Credit supports approval. It does not guarantee it.

Common misconceptions borrowers have

Many borrowers believe:

  • Good credit ensures approval
  • Equity solves qualification issues
  • Divorce decrees override lender rules

These assumptions often lead to frustration.

Steps that improve approval chances

Borrowers can improve outcomes by:

  • Clarifying decree language before application
  • Paying down revolving debt
  • Documenting support payments thoroughly
  • Avoiding new credit obligations
  • Building post divorce reserves

Preparation matters more than speed.

What happens if qualification fails

If qualification is not possible:

  • The home may need to be sold
  • Temporary agreements may be extended
  • Refinancing may be delayed

Knowing this early allows better legal and financial planning.

Why timing matters in 2026

Market conditions, appraisal timing, and rate volatility make delays costly.

Early planning reduces:

  • Rate lock expirations
  • Appraisal disputes
  • Court deadline stress

Divorce buyout loans are time sensitive transactions.

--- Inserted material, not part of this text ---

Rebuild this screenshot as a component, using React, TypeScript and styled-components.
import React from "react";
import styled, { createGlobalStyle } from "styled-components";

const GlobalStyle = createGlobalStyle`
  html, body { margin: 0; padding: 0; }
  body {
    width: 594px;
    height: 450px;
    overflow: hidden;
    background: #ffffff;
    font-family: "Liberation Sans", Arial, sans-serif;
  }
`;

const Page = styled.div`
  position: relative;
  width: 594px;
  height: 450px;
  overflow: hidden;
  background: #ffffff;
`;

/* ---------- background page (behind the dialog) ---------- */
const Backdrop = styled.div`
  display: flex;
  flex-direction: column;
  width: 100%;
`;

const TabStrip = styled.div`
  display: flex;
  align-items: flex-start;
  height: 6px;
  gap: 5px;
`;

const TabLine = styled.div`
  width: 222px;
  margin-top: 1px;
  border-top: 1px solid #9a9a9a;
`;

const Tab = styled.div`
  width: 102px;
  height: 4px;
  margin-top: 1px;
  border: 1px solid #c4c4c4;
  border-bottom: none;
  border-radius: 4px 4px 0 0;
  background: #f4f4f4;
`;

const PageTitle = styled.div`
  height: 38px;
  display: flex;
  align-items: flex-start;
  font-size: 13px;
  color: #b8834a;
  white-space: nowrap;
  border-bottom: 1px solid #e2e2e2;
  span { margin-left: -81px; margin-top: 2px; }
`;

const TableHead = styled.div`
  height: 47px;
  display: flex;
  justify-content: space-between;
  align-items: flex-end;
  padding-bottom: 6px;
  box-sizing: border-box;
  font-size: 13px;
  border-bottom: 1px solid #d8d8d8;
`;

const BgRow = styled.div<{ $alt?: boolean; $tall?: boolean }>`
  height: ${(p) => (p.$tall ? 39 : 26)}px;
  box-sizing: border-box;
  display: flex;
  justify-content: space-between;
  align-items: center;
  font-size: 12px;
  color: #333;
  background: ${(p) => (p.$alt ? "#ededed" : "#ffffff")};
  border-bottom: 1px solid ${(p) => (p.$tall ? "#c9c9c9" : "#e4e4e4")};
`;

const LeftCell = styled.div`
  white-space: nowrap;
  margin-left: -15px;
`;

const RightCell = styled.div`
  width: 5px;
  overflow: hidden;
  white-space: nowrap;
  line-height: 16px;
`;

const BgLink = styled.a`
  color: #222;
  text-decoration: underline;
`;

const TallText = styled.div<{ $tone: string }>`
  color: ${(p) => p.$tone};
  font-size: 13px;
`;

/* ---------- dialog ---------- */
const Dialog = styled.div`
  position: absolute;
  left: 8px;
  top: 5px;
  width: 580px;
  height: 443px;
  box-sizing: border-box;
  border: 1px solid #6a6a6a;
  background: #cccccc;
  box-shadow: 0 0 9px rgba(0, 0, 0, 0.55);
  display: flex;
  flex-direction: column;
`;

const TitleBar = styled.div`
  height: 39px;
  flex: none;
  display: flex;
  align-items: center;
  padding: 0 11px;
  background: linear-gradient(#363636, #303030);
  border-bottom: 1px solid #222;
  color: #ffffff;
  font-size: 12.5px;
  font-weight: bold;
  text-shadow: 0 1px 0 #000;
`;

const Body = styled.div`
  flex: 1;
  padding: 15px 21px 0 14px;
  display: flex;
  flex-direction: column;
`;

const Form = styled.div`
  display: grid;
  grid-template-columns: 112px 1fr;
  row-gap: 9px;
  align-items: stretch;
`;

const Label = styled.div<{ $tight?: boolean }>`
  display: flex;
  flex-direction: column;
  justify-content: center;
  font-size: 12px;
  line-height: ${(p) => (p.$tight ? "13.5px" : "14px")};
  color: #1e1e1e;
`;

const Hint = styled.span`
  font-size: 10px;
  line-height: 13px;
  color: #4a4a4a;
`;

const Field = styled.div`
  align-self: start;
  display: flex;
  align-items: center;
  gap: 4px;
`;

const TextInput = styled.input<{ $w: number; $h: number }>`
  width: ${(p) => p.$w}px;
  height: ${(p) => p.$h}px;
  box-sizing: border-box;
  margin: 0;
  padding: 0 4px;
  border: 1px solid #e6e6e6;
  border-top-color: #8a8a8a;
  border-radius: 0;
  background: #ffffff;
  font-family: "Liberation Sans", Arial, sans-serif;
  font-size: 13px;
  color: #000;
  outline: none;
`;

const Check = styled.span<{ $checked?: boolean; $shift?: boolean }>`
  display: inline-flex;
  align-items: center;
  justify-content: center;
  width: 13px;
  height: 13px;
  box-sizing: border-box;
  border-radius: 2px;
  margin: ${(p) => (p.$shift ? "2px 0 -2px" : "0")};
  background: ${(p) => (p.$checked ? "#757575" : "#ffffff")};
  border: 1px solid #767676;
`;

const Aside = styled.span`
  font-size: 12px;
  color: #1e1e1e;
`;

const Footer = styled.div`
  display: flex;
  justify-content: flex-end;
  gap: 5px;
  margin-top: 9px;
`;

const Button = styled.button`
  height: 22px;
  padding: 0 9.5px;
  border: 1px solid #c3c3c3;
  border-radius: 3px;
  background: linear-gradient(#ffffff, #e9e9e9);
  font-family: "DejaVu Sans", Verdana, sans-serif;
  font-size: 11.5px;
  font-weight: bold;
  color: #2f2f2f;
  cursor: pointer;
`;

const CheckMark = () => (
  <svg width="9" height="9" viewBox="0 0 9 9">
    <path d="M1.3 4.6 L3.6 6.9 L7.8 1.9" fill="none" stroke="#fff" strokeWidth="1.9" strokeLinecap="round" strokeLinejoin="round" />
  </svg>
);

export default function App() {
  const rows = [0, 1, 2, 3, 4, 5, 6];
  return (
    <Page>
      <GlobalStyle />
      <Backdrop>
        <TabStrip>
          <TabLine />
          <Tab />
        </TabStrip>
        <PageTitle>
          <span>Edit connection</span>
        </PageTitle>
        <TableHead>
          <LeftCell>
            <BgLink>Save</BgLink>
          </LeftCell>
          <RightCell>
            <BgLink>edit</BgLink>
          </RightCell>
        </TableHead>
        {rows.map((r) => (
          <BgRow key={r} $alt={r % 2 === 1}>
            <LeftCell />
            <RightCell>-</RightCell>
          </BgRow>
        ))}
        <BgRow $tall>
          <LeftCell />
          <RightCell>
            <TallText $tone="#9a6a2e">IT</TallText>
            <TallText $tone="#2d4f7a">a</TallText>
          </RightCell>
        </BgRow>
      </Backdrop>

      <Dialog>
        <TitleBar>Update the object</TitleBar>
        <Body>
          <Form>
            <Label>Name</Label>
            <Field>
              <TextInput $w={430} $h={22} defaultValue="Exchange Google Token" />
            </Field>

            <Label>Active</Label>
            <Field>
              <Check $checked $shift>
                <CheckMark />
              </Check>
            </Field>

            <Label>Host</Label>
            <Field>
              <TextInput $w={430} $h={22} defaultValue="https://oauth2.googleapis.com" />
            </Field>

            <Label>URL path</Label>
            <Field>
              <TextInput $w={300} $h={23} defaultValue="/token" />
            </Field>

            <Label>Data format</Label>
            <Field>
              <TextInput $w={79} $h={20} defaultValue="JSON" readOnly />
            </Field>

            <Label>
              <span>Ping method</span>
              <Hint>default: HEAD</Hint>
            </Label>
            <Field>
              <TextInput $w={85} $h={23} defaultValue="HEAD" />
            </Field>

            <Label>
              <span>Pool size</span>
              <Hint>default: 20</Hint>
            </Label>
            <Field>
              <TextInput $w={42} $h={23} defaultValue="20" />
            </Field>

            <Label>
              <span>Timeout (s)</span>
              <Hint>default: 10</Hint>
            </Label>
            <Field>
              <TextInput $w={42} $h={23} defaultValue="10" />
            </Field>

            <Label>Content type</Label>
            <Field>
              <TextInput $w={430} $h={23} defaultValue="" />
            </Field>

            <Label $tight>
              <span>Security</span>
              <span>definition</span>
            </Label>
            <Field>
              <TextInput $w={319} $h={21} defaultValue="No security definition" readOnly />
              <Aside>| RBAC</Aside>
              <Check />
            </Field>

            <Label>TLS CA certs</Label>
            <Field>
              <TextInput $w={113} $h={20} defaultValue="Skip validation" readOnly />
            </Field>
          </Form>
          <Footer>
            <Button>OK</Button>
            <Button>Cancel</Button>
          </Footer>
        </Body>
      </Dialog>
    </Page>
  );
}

Frequently asked questions

Is credit score the most important factor

No. Income and cash flow matter more.

Can alimony be used to qualify

Yes if documented and consistent.

Does equity guarantee approval

No. Income and DTI still apply.

Are divorce buyouts harder in 2026

They require more documentation and planning.

Can lenders ignore the divorce decree

No, but they still apply underwriting rules.

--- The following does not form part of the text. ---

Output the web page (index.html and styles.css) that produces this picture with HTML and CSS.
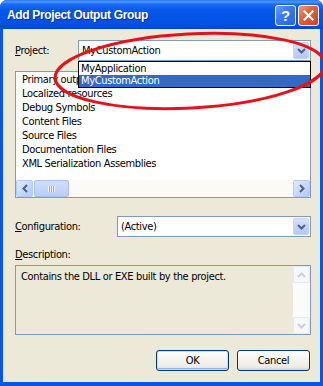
FILE: index.html
```html
<!DOCTYPE html>
<html>
<head>
<meta charset="utf-8">
<link rel="stylesheet" href="styles.css">
</head>
<body>
<div class="window">
  <div class="titlebar">
    <span class="title">Add Project Output Group</span>
    <div class="caption-buttons">
      <span class="cbtn help">?</span>
      <span class="cbtn close">
        <svg width="11" height="11" viewBox="0 0 11 11"><path d="M1.5 1.5 L9.5 9.5 M9.5 1.5 L1.5 9.5" stroke="#fff" stroke-width="2.2" stroke-linecap="square"/></svg>
      </span>
    </div>
  </div>
  <div class="client">
    <div class="row project-row">
      <span class="label"><u>P</u>roject:</span>
      <div class="combo">
        <span class="combo-text">MyCustomAction</span>
        <span class="combo-btn"><svg width="9" height="6" viewBox="0 0 9 6"><path d="M1 1 L4.5 4.5 L8 1" fill="none" stroke="#4D6185" stroke-width="2"/></svg></span>
        <ul class="dropdown">
          <li>MyApplication</li>
          <li class="selected">MyCustomAction</li>
        </ul>
      </div>
    </div>
    <div class="listbox">
      <ul class="items">
        <li>Primary output</li>
        <li>Localized resources</li>
        <li>Debug Symbols</li>
        <li>Content Files</li>
        <li>Source Files</li>
        <li>Documentation Files</li>
        <li>XML Serialization Assemblies</li>
      </ul>
      <div class="hscroll">
        <span class="sb-btn"><svg width="6" height="9" viewBox="0 0 6 9"><path d="M5 1 L1.5 4.5 L5 8" fill="none" stroke="#4D6185" stroke-width="2"/></svg></span>
        <span class="sb-thumb"><span class="grip"></span></span>
        <span class="sb-track"></span>
        <span class="sb-btn"><svg width="6" height="9" viewBox="0 0 6 9"><path d="M1 1 L4.5 4.5 L1 8" fill="none" stroke="#4D6185" stroke-width="2"/></svg></span>
      </div>
    </div>
    <div class="row config-row">
      <span class="label"><u>C</u>onfiguration:</span>
      <div class="combo">
        <span class="combo-text">(Active)</span>
        <span class="combo-btn"><svg width="9" height="6" viewBox="0 0 9 6"><path d="M1 1 L4.5 4.5 L8 1" fill="none" stroke="#4D6185" stroke-width="2"/></svg></span>
      </div>
    </div>
    <div class="desc-label"><u>D</u>escription:</div>
    <div class="descbox">
      <p class="desc-text">Contains the DLL or EXE built by the project.</p>
      <div class="vscroll">
        <span class="sb-btn disabled"><svg width="9" height="6" viewBox="0 0 9 6"><path d="M1 5 L4.5 1.5 L8 5" fill="none" stroke="#C9D0DC" stroke-width="2"/></svg></span>
        <span class="vs-track"></span>
        <span class="sb-btn disabled"><svg width="9" height="6" viewBox="0 0 9 6"><path d="M1 1 L4.5 4.5 L8 1" fill="none" stroke="#C9D0DC" stroke-width="2"/></svg></span>
      </div>
    </div>
    <div class="buttons">
      <button class="btn default">OK</button>
      <button class="btn">Cancel</button>
    </div>
  </div>
  <svg class="annotation" width="323" height="386" viewBox="0 0 323 386">
    <ellipse cx="190" cy="71" rx="135" ry="37" transform="rotate(-3 190 71)" fill="none" stroke="#E5121B" stroke-width="3"/>
  </svg>
</div>
</body>
</html>
```

FILE: styles.css
```css
* { box-sizing: border-box; }
html, body { margin: 0; padding: 0; background: #fff; }
body { font-family: "DejaVu Sans Condensed", "DejaVu Sans", sans-serif; font-size: 11px; letter-spacing: -0.35px; color: #000; }

.window {
  position: relative;
  width: 323px;
  height: 386px;
  display: flex;
  flex-direction: column;
  background: #0A55E3;
  border-radius: 7px 7px 0 0;
  overflow: hidden;
}

.titlebar {
  height: 29px;
  flex: none;
  display: flex;
  align-items: center;
  justify-content: space-between;
  padding: 0 4px 0 7px;
  background: linear-gradient(to bottom, #2C78F5 0%, #4A98FC 7%, #1B6CF4 14%, #0758EB 35%, #0354E6 65%, #0550E0 85%, #0146D2 100%);
}
.title {
  color: #fff;
  font-family: "Liberation Sans", sans-serif;
  font-weight: bold;
  font-size: 12px;
  letter-spacing: -0.35px;
  text-shadow: 1px 1px 0 #0A2C8C;
  margin-top: 1px;
}
.caption-buttons { display: flex; gap: 2px; margin-top: 1px; }
.cbtn {
  width: 21px;
  height: 21px;
  border: 1px solid #fff;
  border-radius: 3px;
  display: flex;
  align-items: center;
  justify-content: center;
  color: #fff;
  letter-spacing: 0;
}
.help {
  background: linear-gradient(135deg, #6C9DFB 0%, #3F7AF3 40%, #2460E3 100%);
  font-family: "Liberation Sans", sans-serif;
  font-weight: bold;
  font-size: 15px;
}
.close {
  background: linear-gradient(135deg, #F19778 0%, #E5613E 40%, #CC4220 100%);
}

.client {
  flex: 1;
  background: #ECE9D8;
  margin: 0 3px 4px 3px;
  padding: 11px 9px 0 12px;
  display: flex;
  flex-direction: column;
}

.row { display: grid; align-items: center; height: 21px; }
.project-row { grid-template-columns: 63px 1fr; }
.config-row { grid-template-columns: 102px 1fr; margin-top: 18px; }

.combo {
  position: relative;
  height: 21px;
  border: 1px solid #7F9DB9;
  background: #fff;
  display: flex;
  align-items: stretch;
}
.combo-text { flex: 1; padding-left: 3px; line-height: 19px; }
.combo-btn {
  width: 16px;
  margin: 1px;
  border-radius: 2px;
  background: linear-gradient(to bottom, #D8E4FD 0%, #C3D4FB 50%, #B3C8F6 100%);
  border: 1px solid #C3D3FD;
  display: flex;
  align-items: center;
  justify-content: center;
}

.dropdown {
  position: absolute;
  top: 20px;
  left: -1px;
  right: -1px;
  margin: 0;
  padding: 0;
  list-style: none;
  background: #fff;
  border: 1px solid #000;
  z-index: 2;
}
.dropdown li { height: 12px; line-height: 12px; padding-left: 2px; }
.dropdown li:first-child { height: 13px; line-height: 13px; }
.dropdown li.selected { background: #316AC5; color: #fff; }

.listbox {
  margin-top: 10px;
  height: 127px;
  border: 1px solid #7F9DB9;
  background: #fff;
  display: flex;
  flex-direction: column;
}
.items {
  flex: 1;
  margin: 0;
  padding: 1px 0 0 0;
  list-style: none;
}
.items li { height: 14px; line-height: 14px; padding-left: 6px; white-space: nowrap; }

.hscroll {
  height: 17px;
  display: flex;
  background: #FBFAF6;
}
.sb-btn {
  width: 17px;
  flex: none;
  height: 17px;
  border-radius: 2px;
  border: 1px solid #B7C9F5;
  background: linear-gradient(135deg, #E3EBFE 0%, #C9D8FC 50%, #B4C8F6 100%);
  display: flex;
  align-items: center;
  justify-content: center;
}
.sb-thumb {
  width: 35px;
  margin-left: 1px;
  border-radius: 2px;
  border: 1px solid #A9BEF1;
  background: linear-gradient(to bottom, #D0DEFE 0%, #C4D5FC 50%, #B9CCF8 100%);
  display: flex;
  align-items: center;
  justify-content: center;
}
.grip {
  width: 7px;
  height: 6px;
  background: repeating-linear-gradient(to right, #EEF4FE 0 1px, #8CA6E6 1px 2px);
}
.sb-track { flex: 1; }

.desc-label { margin-top: 11px; height: 13px; line-height: 13px; }

.descbox {
  margin-top: 4px;
  height: 70px;
  border: 1px solid #7F9DB9;
  background: #ECE9D8;
  display: flex;
}
.desc-text { flex: 1; margin: 0; padding: 4px 0 0 5px; line-height: 13px; }
.vscroll {
  width: 17px;
  display: flex;
  flex-direction: column;
  background: #FBFBF8;
}
.sb-btn.disabled {
  background: #F6F8FD;
  border: 1px solid #E3E8F2;
}
.vs-track { flex: 1; }

.buttons {
  margin-top: 15px;
  display: flex;
  justify-content: flex-end;
  gap: 8px;
  padding-right: 1px;
}
.btn {
  width: 73px;
  height: 21px;
  border: 1px solid #003C74;
  border-radius: 3px;
  background: linear-gradient(to bottom, #FFFFFF 0%, #F4F3EE 50%, #ECEBE5 85%, #D6D0C5 100%);
  font: inherit;
  letter-spacing: inherit;
  color: #000;
  padding: 0;
}
.btn.default {
  box-shadow: inset 0 0 0 1px #C9DAFC, inset 0 -1px 0 1px #98B4F0;
}

.annotation {
  position: absolute;
  left: 0;
  top: 0;
  pointer-events: none;
  z-index: 5;
}
```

Final perspective for Kent County borrowers

Qualifying for a divorce buyout loan in Kent County in 2026 depends on far more than credit score. Income stability, legal clarity, debt structure, and long term affordability now carry more weight than ever. Borrowers who understand this early can align legal agreements and financial planning with lender expectations.

Divorce is already complex. The mortgage process does not have to add uncertainty when preparation replaces assumptions. A successful buyout is not about proving the past. It is about demonstrating future stability.